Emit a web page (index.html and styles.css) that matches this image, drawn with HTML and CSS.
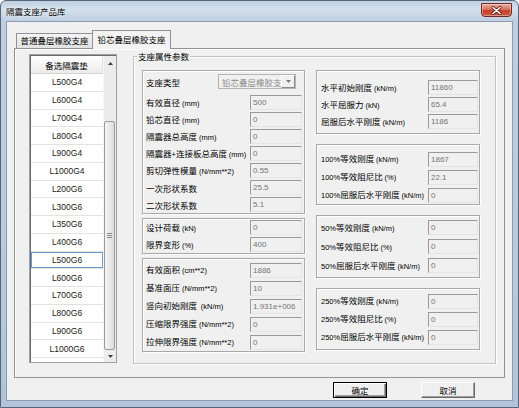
FILE: index.html
```html
<!DOCTYPE html>
<html lang="zh-CN">
<head>
<meta charset="utf-8">
<title>隔震支座产品库</title>
<link rel="stylesheet" href="styles.css">
</head>
<body>
<div class="window">
  <div class="titlebar">
    <span class="title">隔震支座产品库</span>
    <span class="close"><svg width="11" height="9" viewBox="0 0 11 9"><path d="M2 1.5 L9 7.5 M9 1.5 L2 7.5" stroke="#5a1f18" stroke-width="3" stroke-linecap="round"/><path d="M2 1.5 L9 7.5 M9 1.5 L2 7.5" stroke="#fff" stroke-width="1.6" stroke-linecap="round"/></svg></span>
  </div>
  <div class="client">
    <div class="tabs">
      <div class="tab tab1">普通叠层橡胶支座</div>
      <div class="tab tab2">铅芯叠层橡胶支座</div>
    </div>
    <div class="panel">
      <div class="list">
        <div class="list-inner">
          <div class="cells">
            <div class="head">备选隔震垫</div>
            <div class="row">L500G4</div>
            <div class="row">L600G4</div>
            <div class="row">L700G4</div>
            <div class="row">L800G4</div>
            <div class="row">L900G4</div>
            <div class="row">L1000G4</div>
            <div class="row">L200G6</div>
            <div class="row">L300G6</div>
            <div class="row">L350G6</div>
            <div class="row">L400G6</div>
            <div class="row sel">L500G6</div>
            <div class="row">L600G6</div>
            <div class="row">L700G6</div>
            <div class="row">L800G6</div>
            <div class="row">L900G6</div>
            <div class="row">L1000G6</div>
            <div class="row"></div>
          </div>
          <div class="scrollbar">
            <div class="sb-up"><svg width="5" height="3" viewBox="0 0 5 3"><path d="M0 3 L2.5 0 L5 3Z" fill="#3c3c3c"/></svg></div>
            <div class="sb-track">
              <div class="sb-thumb"><svg width="5" height="5" viewBox="0 0 5 5"><path d="M0 0.5H5M0 2.5H5M0 4.5H5" stroke="#8a8a8a" stroke-width="1"/></svg></div>
            </div>
            <div class="sb-down"><svg width="5" height="3" viewBox="0 0 5 3"><path d="M0 0 L2.5 3 L5 0Z" fill="#3c3c3c"/></svg></div>
          </div>
        </div>
      </div>

      <div class="group">
        <span class="group-label">支座属性参数</span>
        <div class="col left">
          <div class="box a">
            <div class="field combo-row">
              <span class="lbl">支座类型</span>
              <div class="combo"><span class="combo-text">铅芯叠层橡胶支座</span><span class="combo-btn"><svg width="5" height="3" viewBox="0 0 5 3"><path d="M0 0 L2.5 3 L5 0Z" fill="#7a7a7a"/></svg></span></div>
            </div>
            <div class="field"><span class="lbl">有效直径 <span class="u">(mm)</span></span><span class="inp">500</span></div>
            <div class="field"><span class="lbl">铅芯直径 <span class="u">(mm)</span></span><span class="inp">0</span></div>
            <div class="field"><span class="lbl">隔震器总高度 <span class="u">(mm)</span></span><span class="inp">0</span></div>
            <div class="field"><span class="lbl">隔震器<span class="u">+</span>连接板总高度 <span class="u">(mm)</span></span><span class="inp">0</span></div>
            <div class="field"><span class="lbl">剪切弹性模量 <span class="u">(N/mm**2)</span></span><span class="inp">0.55</span></div>
            <div class="field"><span class="lbl">一次形状系数</span><span class="inp">25.5</span></div>
            <div class="field"><span class="lbl">二次形状系数</span><span class="inp">5.1</span></div>
          </div>
          <div class="box b">
            <div class="field"><span class="lbl">设计荷载 <span class="u">(kN)</span></span><span class="inp">0</span></div>
            <div class="field"><span class="lbl">限界变形 <span class="u">(%)</span></span><span class="inp">400</span></div>
          </div>
          <div class="box c">
            <div class="field"><span class="lbl">有效面积 <span class="u">(cm**2)</span></span><span class="inp">1886</span></div>
            <div class="field"><span class="lbl">基准面压 <span class="u">(N/mm**2)</span></span><span class="inp">10</span></div>
            <div class="field"><span class="lbl">竖向初始刚度 &nbsp;<span class="u">(kN/m)</span></span><span class="inp">1.931e+006</span></div>
            <div class="field"><span class="lbl">压缩限界强度 <span class="u">(N/mm**2)</span></span><span class="inp">0</span></div>
            <div class="field"><span class="lbl">拉伸限界强度 <span class="u">(N/mm**2)</span></span><span class="inp">0</span></div>
          </div>
        </div>

        <div class="col right">
          <div class="box d">
            <div class="field"><span class="lbl">水平初始刚度 <span class="u">(kN/m)</span></span><span class="inp">11860</span></div>
            <div class="field"><span class="lbl">水平屈服力 <span class="u">(kN)</span></span><span class="inp">65.4</span></div>
            <div class="field"><span class="lbl">屈服后水平刚度 <span class="u">(kN/m)</span></span><span class="inp">1186</span></div>
          </div>
          <div class="box e">
            <div class="field"><span class="lbl"><span class="u">100%</span>等效刚度 <span class="u">(kN/m)</span></span><span class="inp">1867</span></div>
            <div class="field"><span class="lbl"><span class="u">100%</span>等效阻尼比 <span class="u">(%)</span></span><span class="inp">22.1</span></div>
            <div class="field"><span class="lbl"><span class="u">100%</span>屈服后水平刚度 <span class="u">(kN/m)</span></span><span class="inp">0</span></div>
          </div>
          <div class="box f">
            <div class="field"><span class="lbl"><span class="u">50%</span>等效刚度 <span class="u">(kN/m)</span></span><span class="inp">0</span></div>
            <div class="field"><span class="lbl"><span class="u">50%</span>等效阻尼比 <span class="u">(%)</span></span><span class="inp">0</span></div>
            <div class="field"><span class="lbl"><span class="u">50%</span>屈服后水平刚度 <span class="u">(kN/m)</span></span><span class="inp">0</span></div>
          </div>
          <div class="box g">
            <div class="field"><span class="lbl"><span class="u">250%</span>等效刚度 <span class="u">(kN/m)</span></span><span class="inp">0</span></div>
            <div class="field"><span class="lbl"><span class="u">250%</span>等效阻尼比 <span class="u">(%)</span></span><span class="inp">0</span></div>
            <div class="field"><span class="lbl"><span class="u">250%</span>屈服后水平刚度 <span class="u">(kN/m)</span></span><span class="inp">0</span></div>
          </div>
        </div>
      </div>
    </div>
    <div class="buttons">
      <div class="btn default">确定</div>
      <div class="btn">取消</div>
    </div>
  </div>
</div>
</body>
</html>
```
FILE: styles.css
```css
* { box-sizing: border-box; }
html, body { margin: 0; padding: 0; }
body {
  width: 519px;
  height: 408px;
  overflow: hidden;
  background: #fff;
  font-family: "Noto Sans CJK SC", "Liberation Sans", sans-serif;
  font-size: 8.5px;
  color: #000;
}

.window {
  width: 519px;
  height: 408px;
  border: 1px solid #56667a;
  border-radius: 6px 6px 0 0;
  background: linear-gradient(180deg, #c0cfe0 0, #d3dfec 8px, #bfcfe1 20px, #b9cadd 60%, #b2c4d9 100%);
  padding: 0 5px 6px 5px;
  display: flex;
  flex-direction: column;
}

.titlebar {
  height: 20px;
  flex-shrink: 0;
  display: flex;
  justify-content: space-between;
  align-items: flex-start;
}
.title {
  margin-top: 4px;
  margin-left: 0;
  line-height: 12px;
  font-size: 8.5px;
  color: #000;
  text-shadow: 0 0 3px #fff, 0 0 5px #eef3f8;
}
.close {
  width: 31px;
  height: 14px;
  margin-top: 2px;
  margin-right: 1px;
  border: 1px solid #6e2b23;
  border-radius: 0 0 4px 4px;
  background: linear-gradient(180deg, #eaa99c 0, #d9735e 45%, #c43f2a 55%, #cf5a41 100%);
  box-shadow: inset 0 0 0 1px rgba(255, 255, 255, 0.35);
  display: flex;
  align-items: center;
  justify-content: center;
}

.client {
  flex: 1;
  border: 1px solid #8b9bb0;
  background: #f0f0f0;
  padding-top: 8px;
  display: flex;
  flex-direction: column;
}

.tabs {
  height: 18px;
  flex-shrink: 0;
  display: flex;
  align-items: flex-end;
  margin-left: 9px;
}
.tab {
  border: 1px solid #8e9198;
  border-bottom: none;
  white-space: nowrap;
  text-align: center;
  line-height: 13px;
}
.tab1 {
  width: 76px;
  height: 15px;
  background: linear-gradient(180deg, #f4f4f4, #e2e2e2);
  border-right: none;
}
.tab2 {
  width: 79px;
  height: 19px;
  margin-bottom: -1px;
  padding-top: 2px;
  background: #f3f3f3;
  position: relative;
  z-index: 1;
}

.panel {
  height: 330px;
  flex-shrink: 0;
  margin: 0 7px;
  border: 1px solid #929292;
  background: #f0f0f0;
  box-shadow: inset 1px 1px 0 #fcfcfc;
  display: flex;
  align-items: flex-start;
  gap: 16px;
  padding: 5px 0 0 14px;
}

/* list */
.list {
  width: 88px;
  height: 309px;
  flex-shrink: 0;
  border: 1px solid #a0a0a0;
}
.list-inner {
  height: 100%;
  border-left: 1px solid #6b6b6b;
  border-top: 1px solid #6b6b6b;
  background: #fff;
  display: flex;
}
.cells {
  width: 72px;
  display: flex;
  flex-direction: column;
  overflow: hidden;
}
.head {
  height: 18px;
  flex-shrink: 0;
  border-bottom: 1px solid #d5d5d5;
  border-right: 1px solid #e2e2e2;
  background: linear-gradient(180deg, #ffffff, #f4f4f4 60%, #ebebeb);
  display: flex;
  align-items: center;
  justify-content: center;
}
.row {
  height: 17.75px;
  flex-shrink: 0;
  border-bottom: 1px solid #e2e2e2;
  display: flex;
  align-items: center;
  justify-content: center;
  font-family: "Liberation Sans", sans-serif;
  font-size: 8.5px;
  color: #1a1a1a;
}
.row.sel {
  box-shadow: inset 0 0 0 1px #6a9ad4;
}

.scrollbar {
  width: 13px;
  display: flex;
  flex-direction: column;
  background: #ececec;
  border-left: 1px solid #f7f7f7;
}
.sb-up {
  height: 15px;
  flex-shrink: 0;
  display: flex;
  align-items: center;
  justify-content: center;
}
.sb-down {
  height: 12px;
  flex-shrink: 0;
  display: flex;
  align-items: center;
  justify-content: center;
}
.sb-track {
  flex: 1;
  padding: 50px 1px 0 0;
}
.sb-thumb {
  height: 229px;
  border: 1px solid #9a9a9a;
  border-radius: 2px;
  background: linear-gradient(90deg, #f5f5f5, #e6e6e6 60%, #dcdcdc);
  display: flex;
  align-items: center;
  justify-content: center;
}

/* group box */
.group {
  position: relative;
  width: 363px;
  height: 308px;
  flex-shrink: 0;
  margin-top: 2px;
  border: 1px solid #c2c2c2;
  box-shadow: inset 1px 1px 0 #fff, 1px 1px 0 #fff;
  padding: 13px 0 0 8px;
  display: flex;
  align-items: flex-start;
  gap: 11px;
}
.group-label {
  position: absolute;
  top: -7px;
  left: 3px;
  padding: 0 1px;
  line-height: 12px;
  background: #f0f0f0;
}

.col {
  display: flex;
  flex-direction: column;
}
.col.left { width: 163px; gap: 4px; }
.col.right { width: 164px; gap: 10px; }

.box {
  border: 1px solid #a8a8a8;
  box-shadow: inset 1px 1px 0 #fff, 1px 1px 0 #fff;
  display: flex;
  flex-direction: column;
}
.left .box { padding-left: 3px; padding-right: 2px; }
.right .box { padding-left: 4px; padding-right: 1px; }

.field {
  display: flex;
  align-items: center;
  flex-shrink: 0;
}
.lbl {
  flex: 1;
  min-width: 0;
  white-space: nowrap;
  line-height: 12px;
}
.u {
  font-family: "Liberation Sans", sans-serif;
  font-size: 7.5px;
}
.inp {
  flex-shrink: 0;
  height: 15px;
  border: 1px solid;
  border-color: #9a9a9a #e4e4e4 #e4e4e4 #9a9a9a;
  background: #f0f0f0;
  font-family: "Liberation Sans", sans-serif;
  font-size: 8px;
  line-height: 11px;
  color: #747474;
  padding: 1px 0 0 2px;
  white-space: nowrap;
  overflow: hidden;
}
.left .inp { width: 52px; }
.right .inp { width: 50px; }

.a { height: 144px; padding-top: 2px; }
.a .field { height: 17px; }
.a .combo-row { margin-bottom: 4px; }
.b { height: 36px; }
.b .field { height: 17px; }
.c { height: 94px; padding-top: 2px; }
.c .field { height: 18px; }
.d { height: 64px; padding-top: 8px; }
.d .field { height: 17px; }
.e { height: 61px; padding-top: 5px; }
.e .field { height: 18px; }
.f { height: 63px; padding-top: 2px; }
.f .field { height: 19px; }
.g { height: 62px; padding-top: 3px; }
.g .field { height: 18px; }

.combo {
  width: 78px;
  height: 15px;
  flex-shrink: 0;
  margin-right: 6px;
  border: 1px solid #b4b4b4;
  background: #f0f0f0;
  display: flex;
  align-items: center;
}
.combo-text {
  flex: 1;
  min-width: 0;
  overflow: hidden;
  white-space: nowrap;
  color: #8c8c8c;
  padding-left: 3px;
  line-height: 12px;
}
.combo-btn {
  width: 14px;
  height: 13px;
  flex-shrink: 0;
  border: 1px solid;
  border-color: #fff #8a8a8a #8a8a8a #fff;
  background: #f0f0f0;
  display: flex;
  align-items: center;
  justify-content: center;
}

/* buttons */
.buttons {
  display: flex;
  justify-content: flex-end;
  gap: 34px;
  margin-top: 4px;
  padding-right: 37px;
}
.btn {
  width: 54px;
  height: 16px;
  border: 1px solid;
  border-color: #fff #696969 #696969 #fff;
  box-shadow: inset -1px -1px 0 #a0a0a0;
  background: #f0f0f0;
  display: flex;
  align-items: center;
  justify-content: center;
  line-height: 12px;
}
.btn.default {
  border: 1px solid #000;
  box-shadow: inset 1px 1px 0 #fff, inset -1px -1px 0 #696969, inset -2px -2px 0 #a0a0a0;
}
```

● ● ● ●

BRIEF
Filter lines by "styles" and return each hit.

RESULT FOR THIS TASK
Emit a web page (index.html and styles.css) that matches this image, drawn with HTML and CSS.
<link rel="stylesheet" href="styles.css">
FILE: styles.css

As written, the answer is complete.